シリコン半導体で挑むiPhone放射線測定器--日本最優先で供給

 原子力発電に対する安全性が問われる昨今、注目を集めているのが放射線測定器だ。しかし東日本大震災後、需要が急増した放射線測定器は入手しづらく高価なのが現状。そこで低価格化を目指し開発されたのがiPhone、iPod touch、iPadを利用した放射線測定器だ。いち早く製品化し、すでに3つのラインアップ「RDTX-PRO」「RDTX」「HRDTX」(ホーム用)をそろえる米Scosche Industries(スコーシュインダストリーズ)のJimmy Buchheim氏とDoug Broadhurst氏に、iPhoneを用いた測定の仕組みと開発の背景について聞いた。

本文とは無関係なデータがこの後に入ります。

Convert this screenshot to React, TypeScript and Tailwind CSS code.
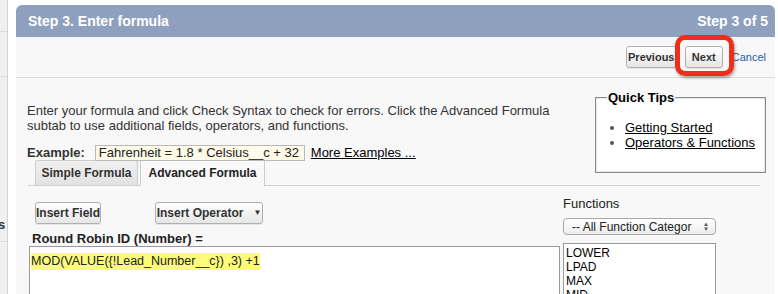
const FONT = "font-['Liberation_Sans',Arial,Helvetica,sans-serif]"

function LeftRail() {
  return (
    <div className="flex w-2 shrink-0 flex-col border-r border-[#d3d3d3] bg-[#f0f0f0]">
      <div className="h-[32px] border-b border-[#dcdcdc]" />
      <div className="h-[45px] border-b border-[#dcdcdc]" />
      <div className="flex h-[165px] flex-col justify-end overflow-hidden border-b border-[#dcdcdc] pb-[9px]">
        <span className="-ml-[2px] text-[13px] font-bold leading-[15px] text-[#333]">s</span>
      </div>
      <div className="flex-1" />
    </div>
  )
}

function Btn({ children, className = '' }: { children: React.ReactNode; className?: string }) {
  return (
    <button className={`flex h-[22px] items-center justify-center rounded-[3px] border border-[#b0b0b0] bg-gradient-to-b from-white to-[#e6e6e6] text-[11px] font-bold text-[#333] shadow-[0_1px_0_rgba(0,0,0,0.08)] ${className}`}>
      {children}
    </button>
  )
}

const FUNCTIONS = ['LOWER', 'LPAD', 'MAX', 'MID']

export default function App() {
  return (
    <div className={`flex h-[294px] w-[778px] overflow-hidden bg-white text-[#222] ${FONT}`}>
      <LeftRail />

      <div className="mr-[3px] ml-2 mt-[5px] flex min-w-0 flex-1 flex-col">
        {/* header */}
        <div className="flex h-8 shrink-0 items-center justify-between rounded-t-[6px] bg-[#8fa0bf] pl-3 pr-[7px] text-[14px] font-bold text-white">
          <span>Step 3. Enter formula</span>
          <span>Step 3 of 5</span>
        </div>

        <div className="flex-1 bg-[#f8f8f8]">
          {/* top buttons */}
          <div className="flex h-[41px] items-center justify-end border-b border-[#dcdcdc] pr-[9px]">
            <Btn className="w-[51px]">Previous</Btn>
            <div className="relative ml-[8px]">
              <Btn className="w-[38px]">Next</Btn>
              <div className="pointer-events-none absolute -top-[11px] -right-[11px] -bottom-[8px] -left-[10px] rounded-[10px] border-[5px] border-[#ee2d1a] shadow-[1px_2px_3px_rgba(0,0,0,0.35)]" />
            </div>
            <a className="ml-[9px] text-[11px] text-[#1c5ca8]">Cancel</a>
          </div>

          {/* intro + quick tips + tabs */}
          <div className="mr-[15px] ml-[12px] flex border-b border-[#cfcfcf] pt-[12px]">
            <div className="flex flex-1 flex-col">
              <p className="mt-[13px] -ml-px text-[13px] leading-[15px] text-[#333]">
                Enter your formula and click Check Syntax to check for errors. Click the Advanced Formula
                <br />
                subtab to use additional fields, operators, and functions.
              </p>
              <div className="relative z-10 mt-[12px] -ml-px flex h-[16px] items-center text-[13px]">
                <span className="font-bold text-[#333]">Example:</span>
                <span className="ml-[10px] flex h-[16px] w-[210px] items-center border border-[#b9b9b9] bg-[#fffbe8] pl-[3px] text-[#222]">
                  Fahrenheit = 1.8 * Celsius__c + 32
                </span>
                <a className="ml-[6px] text-black underline">More Examples ...</a>
              </div>
              <div className="mt-[-2px] ml-[7px] flex h-[26px] items-end gap-[2px]">
                <div className="flex h-[25px] w-[103px] items-center justify-center rounded-t-[3px] border border-b-0 border-[#cdcdcd] bg-gradient-to-b from-[#f0f0f0] to-[#e2e2e2] text-[12px] font-bold text-[#333]">
                  Simple Formula
                </div>
                <div className="-mb-px flex h-[27px] w-[125px] items-center justify-center rounded-t-[3px] border border-b-0 border-[#cdcdcd] bg-[#f8f8f8] text-[12px] font-bold text-[#222]">
                  Advanced Formula
                </div>
              </div>
            </div>

            <fieldset className="-mr-[6px] mb-[12px] h-[83px] w-[171px] shrink-0 self-start border border-[#8a8a8a] bg-white pr-[2px] pl-[12px] pt-[8px] shadow-[inset_0_0_0_1px_#e8e8e8]">
              <legend className="-ml-[1px] px-[1px] text-[13px] font-bold leading-[15px] text-black">Quick Tips</legend>
              <ul className="mt-[7px] list-disc whitespace-nowrap pl-[17px] text-[13px] leading-[15px] text-black marker:text-[#555]">
                <li><a className="underline">Getting Started</a></li>
                <li><a className="underline">Operators &amp; Functions</a></li>
              </ul>
            </fieldset>
          </div>

          {/* editor + functions */}
          <div className="ml-[13px] flex">
            <div className="w-[531px] shrink-0 pt-[16px]">
              <div className="flex items-center">
                <Btn className="ml-[6px] h-[21px] w-[66px] text-[12px]">Insert Field</Btn>
                <Btn className="ml-[54px] h-[21px] w-[108px] gap-[10px] text-[12px]">
                  Insert Operator <span className="text-[8px]">▼</span>
                </Btn>
              </div>
              <div className="mt-[7px] ml-[3px] text-[13px] font-bold leading-[15px] text-[#222]">Round Robin ID (Number) =</div>
              <div className="h-[60px] border border-[#9a9a9a] bg-white pt-px pl-px">
                <span className="inline-block bg-[#fdfc7a] text-[12.5px] leading-[17px] text-[#222]">MOD(VALUE({'{'}!Lead_Number__c{'}'}) ,3) +1</span>
              </div>
            </div>

            <div className="ml-[3px] w-[153px] shrink-0 pt-[10px]">
              <div className="text-[13px] leading-[15px] text-[#222]">Functions</div>
              <div className="mt-[7px] flex h-[17px] items-center justify-between overflow-hidden rounded-[4px] border border-[#a8a8a8] bg-gradient-to-b from-white to-[#ececec] pr-[6px] pl-[8px] text-[12px] text-[#222]">
                <span className="whitespace-nowrap">-- All Function Categor</span>
                <span className="flex flex-col text-[6px] leading-[5px] text-[#555]">
                  <span>▲</span>
                  <span>▼</span>
                </span>
              </div>
              <div className="mt-[8px] h-[60px] border border-[#9a9a9a] bg-white pt-[2px] pl-[2px] text-[12px] leading-[14px] text-black">
                {FUNCTIONS.map(f => (
                  <div key={f}>{f}</div>
                ))}
              </div>
            </div>
          </div>
        </div>
      </div>
    </div>
  )
}
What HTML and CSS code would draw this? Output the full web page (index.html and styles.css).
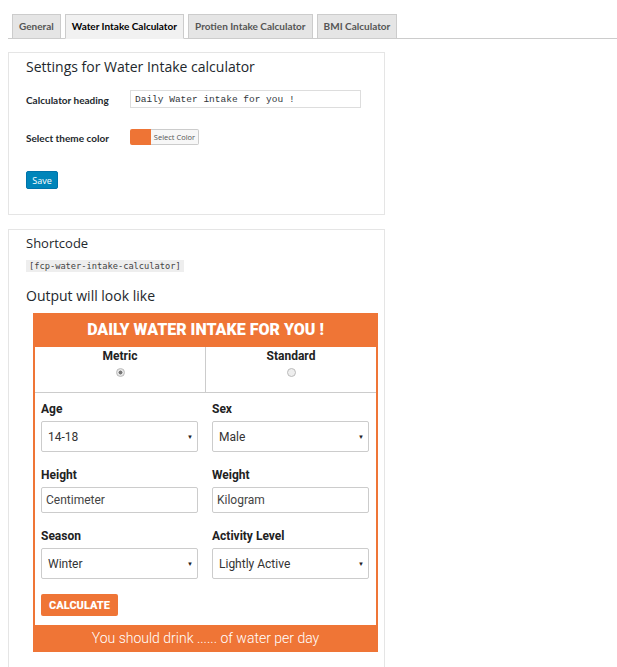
FILE: index.html
```html
<!DOCTYPE html>
<html lang="en">
<head>
    <meta charset="UTF-8">
    <meta name="viewport" content="width=device-width, initial-scale=1.0">
    <title>Water Intake Calculator Settings</title>
    <link rel="stylesheet" href="styles.css">
</head>
<body>
    <div class="wrap">
        <!-- Pestañas -->
        <nav class="tabs">
            <a class="tab">General</a>
            <a class="tab active">Water Intake Calculator</a>
            <a class="tab">Protien Intake Calculator</a>
            <a class="tab">BMI Calculator</a>
        </nav>

        <!-- Ajustes -->
        <div class="card settings">
            <h2>Settings for Water Intake calculator</h2>
            <div class="field-row">
                <label class="field-label">Calculator heading</label>
                <input class="text-input" type="text" value="Daily Water intake for you !">
            </div>
            <div class="field-row color-row">
                <label class="field-label">Select theme color</label>
                <div class="color-picker">
                    <span class="swatch"></span>
                    <span class="pick-btn">Select Color</span>
                </div>
            </div>
            <button class="save-btn">Save</button>
        </div>

        <!-- Vista previa -->
        <div class="card preview">
            <h3>Shortcode</h3>
            <code class="shortcode">[fcp-water-intake-calculator]</code>
            <h2 class="output-title">Output will look like</h2>

            <div class="calc">
                <div class="calc-head">Daily Water intake for you !</div>
                <div class="calc-body">
                    <div class="units">
                        <div class="unit">
                            <span>Metric</span>
                            <span class="radio checked"></span>
                        </div>
                        <div class="unit">
                            <span>Standard</span>
                            <span class="radio"></span>
                        </div>
                    </div>
                    <div class="calc-fields">
                        <div class="calc-field">
                            <label>Age</label>
                            <div class="select"><span>14-18</span><span class="arrow">▼</span></div>
                        </div>
                        <div class="calc-field">
                            <label>Sex</label>
                            <div class="select"><span>Male</span><span class="arrow">▼</span></div>
                        </div>
                        <div class="calc-field">
                            <label>Height</label>
                            <div class="input">Centimeter</div>
                        </div>
                        <div class="calc-field">
                            <label>Weight</label>
                            <div class="input">Kilogram</div>
                        </div>
                        <div class="calc-field">
                            <label>Season</label>
                            <div class="select"><span>Winter</span><span class="arrow">▼</span></div>
                        </div>
                        <div class="calc-field">
                            <label>Activity Level</label>
                            <div class="select"><span>Lightly Active</span><span class="arrow">▼</span></div>
                        </div>
                    </div>
                    <button class="calc-btn">Calculate</button>
                </div>
                <div class="calc-foot">You should drink ...... of water per day</div>
            </div>
        </div>
    </div>
</body>
</html>
```

FILE: styles.css
```css
body {
    margin: 0;
    background-color: #fff;
    font-family: "Open Sans", sans-serif;
    color: #23282d;
}
.wrap {
    padding-left: 8px;
}
.tabs {
    display: flex;
    margin-top: 14px;
    padding-left: 4px;
    border-bottom: 1px solid #ccc;
    height: 24px;
}
.tab {
    box-sizing: border-box;
    height: 25px;
    line-height: 23px;
    padding: 0 6px;
    margin-right: 4px;
    background-color: #e5e5e5;
    border: 1px solid #ccc;
    font-family: "Lato", sans-serif;
    font-size: 10px;
    font-weight: bold;
    color: #555;
}
.tab.active {
    background-color: #f1f1f1;
    border-bottom-color: #f1f1f1;
    color: #000;
}
.card {
    box-sizing: border-box;
    width: 377px;
    margin-top: 13px;
    border: 1px solid #e5e5e5;
    padding: 0 17px;
    background-color: #fff;
}
.settings {
    height: 163px;
}
.settings h2 {
    margin: 4px 0 0;
    font-size: 14px;
    line-height: 20px;
    font-weight: normal;
}
.field-row {
    display: flex;
    align-items: center;
    margin-top: 13px;
    height: 18px;
}
.color-row {
    margin-top: 21px;
    height: 16px;
}
.field-label {
    width: 104px;
    font-family: "Lato", sans-serif;
    font-size: 10px;
    font-weight: bold;
    padding-top: 2px;
}
.text-input {
    box-sizing: border-box;
    width: 231px;
    height: 18px;
    padding: 0 4px;
    border: 1px solid #ddd;
    font-family: "Liberation Mono", monospace;
    font-size: 9.5px;
    color: #32373c;
}
.color-picker {
    display: flex;
    height: 16px;
}
.swatch {
    width: 21px;
    background-color: #ee7435;
    border-radius: 2px 0 0 2px;
}
.pick-btn {
    box-sizing: border-box;
    width: 48px;
    border: 1px solid #ccc;
    border-left: none;
    border-radius: 0 2px 2px 0;
    background-color: #f7f7f7;
    font-size: 7.5px;
    line-height: 14px;
    text-align: center;
    color: #555;
}
.save-btn {
    display: block;
    margin-top: 26px;
    width: 32px;
    height: 18px;
    padding: 0;
    background-color: #0085ba;
    border: 1px solid #0073aa;
    border-radius: 2px;
    color: #fff;
    font-family: "Open Sans", sans-serif;
    font-size: 9px;
}
.preview {
    margin-top: 14px;
    height: 460px;
}
.preview h3 {
    margin: 4px 0 0;
    font-size: 13px;
    line-height: 18px;
    font-weight: normal;
}
.shortcode {
    display: inline-block;
    margin-top: 1px;
    padding: 0 3px;
    background-color: #eee;
    font-family: "DejaVu Sans Mono", monospace;
    font-size: 8.7px;
    line-height: 12px;
    color: #444;
}
.output-title {
    margin: 12px 0 0;
    font-size: 14px;
    line-height: 20px;
    font-weight: normal;
}
.calc {
    width: 345px;
    margin: 7px 0 0 7px;
    font-family: "Roboto", sans-serif;
}
.calc-head {
    height: 34px;
    line-height: 34px;
    background-color: #ef7536;
    color: #fff;
    text-align: center;
    text-transform: uppercase;
    font-size: 16px;
    font-weight: 900;
}
.calc-body {
    border-left: 2px solid #ef7536;
    border-right: 2px solid #ef7536;
    padding-bottom: 9px;
}
.units {
    display: flex;
    height: 45px;
    border-bottom: 1px solid #ccc;
}
.unit {
    flex: 1;
    display: flex;
    flex-direction: column;
    align-items: center;
    padding-top: 2px;
    font-size: 12px;
    font-weight: bold;
    color: #222;
}
.unit + .unit {
    border-left: 1px solid #ccc;
}
.radio {
    box-sizing: border-box;
    width: 9px;
    height: 9px;
    margin-top: 5px;
    border: 1px solid #bbb;
    border-radius: 50%;
    background-color: #eee;
}
.radio.checked {
    background: radial-gradient(circle, #777 35%, #e5e5e5 45%);
}
.calc-fields {
    display: grid;
    grid-template-columns: 157px 157px;
    column-gap: 14px;
    row-gap: 15px;
    padding: 8px 7px 0 6px;
}
.calc-field label {
    display: block;
    font-size: 12px;
    line-height: 16px;
    font-weight: bold;
    color: #222;
    margin-bottom: 4px;
}
.select, .input {
    box-sizing: border-box;
    display: flex;
    align-items: center;
    justify-content: space-between;
    height: 31px;
    padding: 0 4px 0 6px;
    border: 1px solid #ccc;
    border-radius: 2px;
    font-size: 12px;
    color: #333;
}
.input {
    height: 26px;
    margin-top: 1px;
    padding: 0 4px;
    color: #444;
}
.arrow {
    font-size: 6px;
    color: #222;
}
.calc-btn {
    display: block;
    margin: 15px 0 0 6px;
    height: 22px;
    width: 77px;
    padding: 0;
    background-color: #ef7536;
    border: none;
    border-radius: 2px;
    color: #fff;
    text-transform: uppercase;
    font-family: "Roboto", sans-serif;
    font-size: 11px;
    font-weight: 900;
}
.calc-foot {
    height: 27px;
    line-height: 27px;
    background-color: #ef7536;
    color: #fff;
    text-align: center;
    font-size: 14px;
    font-weight: 300;
}
```
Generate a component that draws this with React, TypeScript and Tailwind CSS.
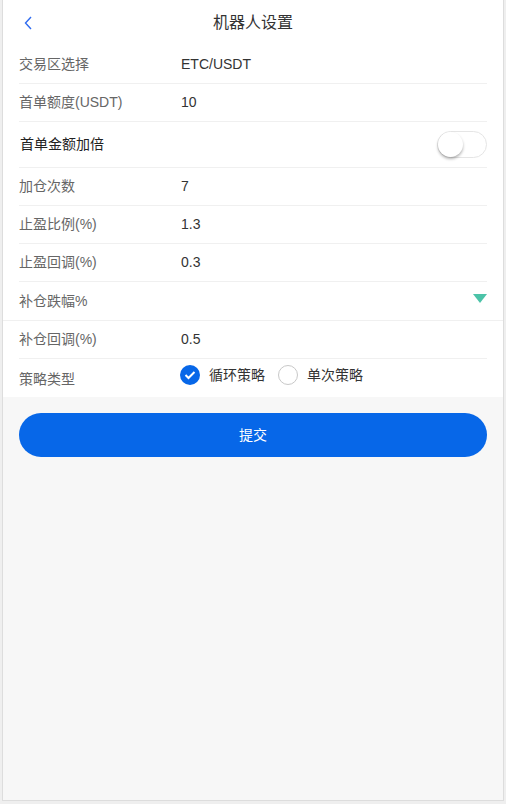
import React, { useState } from "react"

const font = "font-['Liberation_Sans','Noto_Sans_CJK_SC',sans-serif]"

type Field = { label: string; value: string }

const topFields: Field[] = [
  { label: "交易区选择", value: "ETC/USDT" },
  { label: "首单额度(USDT)", value: "10" },
]

const midFields: Field[] = [
  { label: "加仓次数", value: "7" },
  { label: "止盈比例(%)", value: "1.3" },
  { label: "止盈回调(%)", value: "0.3" },
]

function Row({ label, value }: Field) {
  return (
    <div className="mx-4 flex h-[38px] items-center border-b border-[#f0f0f0]">
      <span className="w-[162px] text-[14px] text-[#666]">{label}</span>
      <span className="text-[14px] text-[#333]">{value}</span>
    </div>
  )
}

function Check({ on }: { on: boolean }) {
  return on ? (
    <span className="flex h-[20px] w-[20px] items-center justify-center rounded-full bg-[#0767e8]">
      <svg width="12" height="10" viewBox="0 0 12 10" fill="none">
        <path d="M1.5 5L4.5 8L10.5 2" stroke="white" strokeWidth="2" />
      </svg>
    </span>
  ) : (
    <span className="h-[20px] w-[20px] rounded-full border border-[#c8c8c8]" />
  )
}

export default function App() {
  const [double, setDouble] = useState(false)
  const [strategy, setStrategy] = useState("loop")

  return (
    <div className={`min-h-[804px] bg-[#efefef] ${font}`}>
      <div className="ml-[2px] flex h-[801px] w-[502px] flex-col border-x border-b border-[#dddddd] bg-[#f7f7f7]">
        <div className="bg-white">
          {/* Header */}
          <div className="relative flex h-[46px] items-center justify-center">
            <button className="absolute left-[18px] top-[14px] text-[#2f6bf0]">
              <svg width="16" height="18" viewBox="0 0 16 18" fill="none">
                <path d="M10 3L4.5 9L10 15" stroke="currentColor" strokeWidth="1.4" />
              </svg>
            </button>
            <h1 className="text-[16px] text-[#333]">机器人设置</h1>
          </div>

          {topFields.map((f) => (
            <Row key={f.label} {...f} />
          ))}

          {/* Toggle row */}
          <div className="mx-4 flex h-[46px] items-center justify-between border-b border-[#f0f0f0]">
            <span className="pl-px text-[14px] text-[#222]">首单金额加倍</span>
            <button
              onClick={() => setDouble(!double)}
              className={`relative h-[27px] w-[50px] rounded-full border border-[#e5e5e5] ${double ? "bg-[#0767e8]" : "bg-white"}`}
            >
              <span
                className={`absolute top-0 h-[25px] w-[25px] rounded-full bg-white shadow-[0_2px_3px_rgba(0,0,0,0.3)] ${double ? "left-[23px]" : "left-0"}`}
              />
            </button>
          </div>

          {midFields.map((f) => (
            <Row key={f.label} {...f} />
          ))}

          {/* Select row */}
          <div className="flex h-[39px] items-center justify-between border-b border-[#f0f0f0] px-4">
            <span className="text-[14px] text-[#666]">补仓跌幅%</span>
            <svg width="14" height="9" viewBox="0 0 14 9" className="mb-[5px]">
              <path d="M0 0H14L7 9Z" fill="#4cc3a8" />
            </svg>
          </div>

          <Row label="补仓回调(%)" value="0.5" />

          {/* Strategy type */}
          <div className="mx-4 flex h-[38px] items-center">
            <span className="mt-[3px] w-[161px] text-[14px] text-[#666]">策略类型</span>
            <div className="mb-[6px] flex items-center">
              <button onClick={() => setStrategy("loop")} className="flex items-center">
                <Check on={strategy === "loop"} />
                <span className="ml-[9px] text-[14px] text-[#333]">循环策略</span>
              </button>
              <button onClick={() => setStrategy("once")} className="ml-[13px] flex items-center">
                <Check on={strategy === "once"} />
                <span className="ml-[9px] text-[14px] text-[#333]">单次策略</span>
              </button>
            </div>
          </div>
        </div>

        {/* Submit */}
        <div className="px-4 pt-[16px]">
          <button className="h-[44px] w-full rounded-full bg-[#0767e8] text-[14px] text-white">提交</button>
        </div>
      </div>
    </div>
  )
}
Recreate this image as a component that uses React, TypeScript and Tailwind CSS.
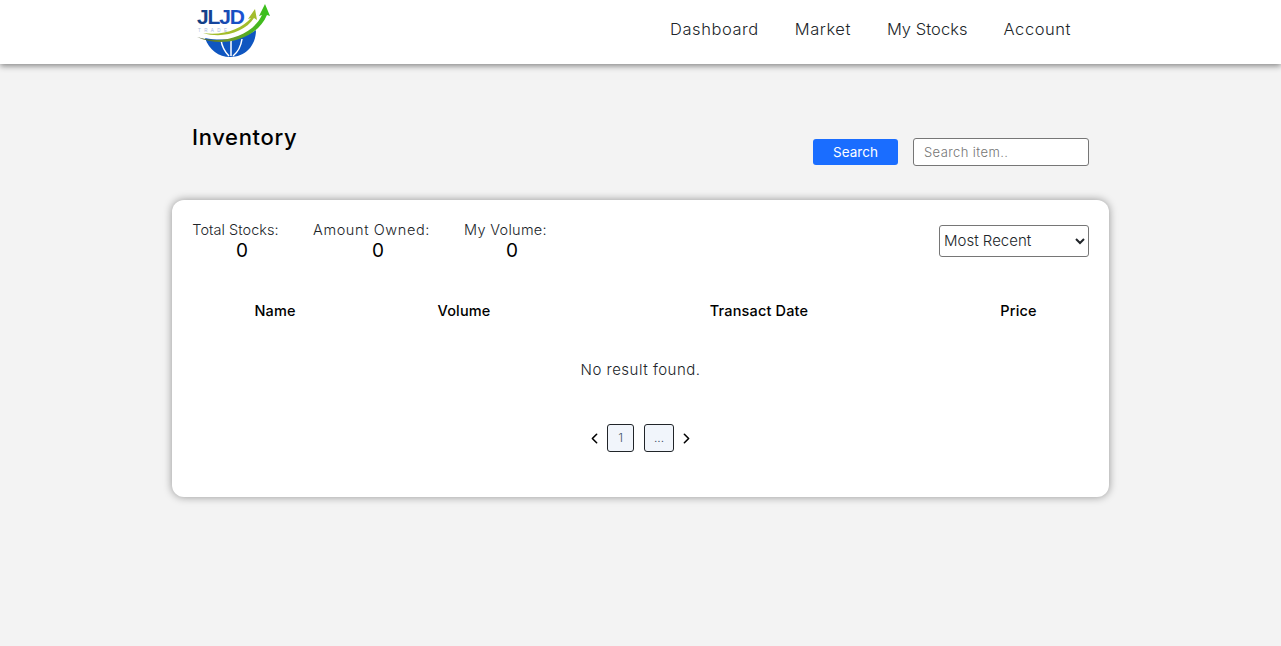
import { ChevronLeft, ChevronRight } from "lucide-react"

const navLinks = [
  { label: "Dashboard", tracking: "tracking-[0.55px]" },
  { label: "Market", tracking: "tracking-[0.55px]" },
  { label: "My Stocks", tracking: "tracking-[0.05px]" },
  { label: "Account", tracking: "tracking-[0.55px]" },
]

const stats = [
  { label: "Total Stocks:", box: "w-[87px]", tracking: "tracking-[0.05px]" },
  { label: "Amount Owned:", box: "w-[117px]", tracking: "tracking-[0.6px]" },
  { label: "My Volume:", box: "w-[83px]", tracking: "tracking-[0.3px]" },
]

function Logo() {
  return (
    <svg width="80" height="60" viewBox="0 0 80 60" className="block">
      <defs>
        <linearGradient id="swoosh" x1="0" y1="0" x2="1" y2="0">
          <stop offset="0" stopColor="#4a5a2e" />
          <stop offset="0.45" stopColor="#6f9a2a" />
          <stop offset="1" stopColor="#35c41a" />
        </linearGradient>
        <linearGradient id="letters" x1="0" y1="0" x2="1" y2="0">
          <stop offset="0" stopColor="#123c7c" />
          <stop offset="1" stopColor="#1a55d8" />
        </linearGradient>
      </defs>
      <path d="M10 38 C14 50 24 57 35 57 C50 57 61 46 61 30 C50 38 30 42 10 38 Z" fill="#0f56c0" />
      <path d="M26 40 C27 47 30 52 34 56 M47 39 C46 46 43 52 38 56 M36 40 V56" stroke="#fff" strokeWidth="1.5" fill="none" />
      <text x="2" y="24" fontFamily="'Liberation Sans', sans-serif" fontSize="21" fontWeight="700" fill="url(#letters)" textLength="48">JLJD</text>
      <text x="3" y="32" fontFamily="'Liberation Sans', sans-serif" fontSize="4.5" fill="#a9b9dc" textLength="29">TRADE</text>
      <path d="M2 37 C28 45 57 36 67 15 L64 16 L70 4 L75 16 L72 15 C62 39 28 49 2 37 Z" fill="url(#swoosh)" />
      <path d="M8 33 C28 36 47 29 56 18 L53 19 L60 9 L62 20 L59 18 C50 32 28 39 8 33 Z" fill="#a3bd2c" />
    </svg>
  )
}

export default function App() {
  return (
    <div className="min-h-[646px] bg-[#f3f3f3] font-['Inter',sans-serif] text-[#212529]">
      <nav className="h-16 bg-white shadow-[0_2px_6px_rgba(0,0,0,0.45)]">
        <div className="mx-auto flex h-full w-[937px] items-start justify-between">
          <div className="ml-[23px]">
            <Logo />
          </div>
          <ul className="mr-[38px] flex gap-9 pt-[19px] text-[16.5px] leading-5 font-light">
            {navLinks.map((link) => (
              <li key={link.label} className={link.tracking}>{link.label}</li>
            ))}
          </ul>
        </div>
      </nav>

      <main className="mx-auto w-[937px] pt-[60px]">
        <div className="flex h-[76px] items-start justify-between px-5">
          <h1 className="mt-[-1px] text-[22px] leading-7 font-medium tracking-[0.65px] text-black">Inventory</h1>
          <div className="mt-[14px] flex items-center gap-[15px]">
            <button className="h-[26px] w-[85px] rounded-[3px] bg-[#1a6dff] text-[13.5px] text-white">Search</button>
            <input
              placeholder="Search item.."
              className="h-7 w-44 rounded-[3px] border border-[#767676] bg-white px-[10px] text-[13px] font-light tracking-[0.4px] placeholder:text-[#757575]"
            />
          </div>
        </div>

        <section className="h-[297px] rounded-xl bg-white px-5 pt-[20px] shadow-[0_0_8px_rgba(0,0,0,0.4)]">
          <div className="flex items-start justify-between">
            <div className="flex gap-[34px]">
              {stats.map((stat) => (
                <div key={stat.label} className={stat.box}>
                  <div className={`text-center text-[14.5px] leading-[20px] font-light whitespace-nowrap ${stat.tracking}`}>
                    {stat.label}
                  </div>
                  <div className="pl-[13px] text-center text-[19px] leading-[22px] text-black">0</div>
                </div>
              ))}
            </div>
            <select className="mt-[5px] h-8 w-[150px] rounded-[3px] border border-[#767676] bg-white pb-[2px] text-[15px] font-light">
              <option>Most Recent</option>
            </select>
          </div>

          <div className="mt-[39px] grid grid-cols-[166px_212px_378px_141px] text-center text-[14.5px] leading-5 font-medium tracking-[0.15px] text-black">
            <div>Name</div>
            <div>Volume</div>
            <div>Transact Date</div>
            <div>Price</div>
          </div>

          <p className="mt-[39px] text-center text-[15px] leading-5 font-light tracking-[0.5px]">No result found.</p>

          <div className="mt-[44px] flex items-center justify-center">
            <ChevronLeft className="mr-1 size-[17px] text-black" strokeWidth={2.25} />
            <span className="flex h-7 w-[27px] items-center justify-center rounded-[3px] border border-[#212529] bg-[#f1f5fb] text-xs font-light text-[#44546a]">1</span>
            <span className="ml-[10px] flex h-7 w-[30px] items-center justify-center rounded-[3px] border border-[#212529] bg-[#f1f5fb] text-xs font-light text-[#44546a]">...</span>
            <ChevronRight className="ml-[4px] size-[17px] text-black" strokeWidth={2.25} />
          </div>
        </section>
      </main>
    </div>
  )
}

  • 写真左からマーケティング担当のDoug Broadhurst氏と開発を担当したJimmy Buchheim氏

高性能かつ手頃な放射線測定器を早く届けかった

  • Jimmy Buchheim氏

--まず、Scosche Indurstiesが放射線測定器を開発されたきっかけを教えて下さい。

Jimmy:当社は1980年の創業以来、カーオーディオやAV機器アクセサリーなどの製品開発、販売を行なっています。最近はAV機器アクセサリーの中でもiPhone、iPod関連の商品を数多く手がけており、その中で音響製品以外の関連機器にも積極的に取り組んでいます。今回の放射線測定器はiPhone、iPodの関連機器の一つとして開発をスタートしました。

  • 「RDTX-PRO」(店頭想定価格:3万4800円)

--放射線測定器は「RDTX-PRO」「RDTX」と「HRDTX」の3製品をラインアップされていますね。

Jimmy:RDTX-PRO、RDTXはiPhone、iPod touch、iPadに専用アプリ「radTEST」をインストールして使うポータブルタイプ、HRDTXは電源コンセントに接続してWi-Fiを利用する据え置き型になります。いずれも検出器にシリコン半導体を使用していることが特長で、これにより安定して精度の高いγ(ガンマ)放射線を探知できます。

--検出器にガイガーミュラー管を用いている計測器も多いですが。

Jimmy:ガイガーミュラー管はキャリブレーション(校正)する必要がありますが、シリコン半導体は20~30年程度は校正の必要がありません。加えてシリコン半導体であればγ放射線の形状や種類、エネルギー量といったことまで測定できるのでより精度の高い検出が可能です。製品寿命が長いこともメリットですね。

 ただ、技術的には複雑で放射線測定器として動作させるには、CPU、増幅器、回路などが必要になります。